Bradford's gardening reputation is underrated. The district contains some of the most varied garden territory in Yorkshire: from the terraced rows of Manningham where small back gardens get squeezed into tight urban plots, through the substantial Victorian villa gardens of Heaton and Shipley, up to the open moorland edge at Ilkley where large plots look out over the Wharfe Valley and the classic white-flowered Rhododendrons thrive on acid gritstone soil. Garden design here is not one challenge but many, and the approach that works on a gentle Ilkley slope will be completely wrong for a small Wibsey courtyard.
What most Bradford gardens share is the Pennine climate: substantial rainfall, cool summers, and frost risk that extends later into spring than most southern guides acknowledge. This shapes every design decision from hard landscaping material choice (what can withstand repeated freeze-thaw cycles?) to planting selection (what will still look good after a grey, wet October?). A designer who understands Bradford's climate is not applying a generic template - they are making specific choices driven by local conditions.

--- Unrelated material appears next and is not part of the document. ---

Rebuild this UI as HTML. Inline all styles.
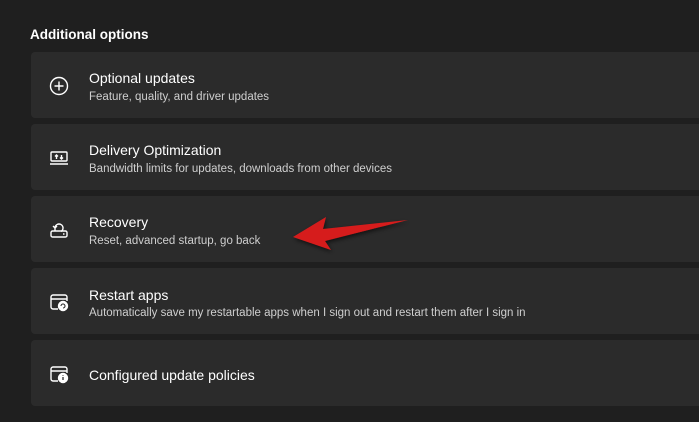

Bradford's Garden Landscape: From the Aire Valley to Ilkley Moor
The Bradford Metropolitan District covers a surprisingly large and varied area. At its heart, the city centre and inner suburbs of Manningham, Heaton, Great Horton, and Wibsey present typical dense urban housing patterns with small gardens and tight site constraints. Moving outward, the character changes significantly. Shipley and Bingley are mill-town settlements along the Aire Valley with a mix of Victorian terraces and inter-war semis, many with reasonable-sized gardens on modest gradients. Further west and north, the landscape opens dramatically: Ilkley occupies the southern edge of Ilkley Moor and looks out over the River Wharfe, with large properties, generous plots, and a genuinely distinctive growing environment influenced by the nearby moorland.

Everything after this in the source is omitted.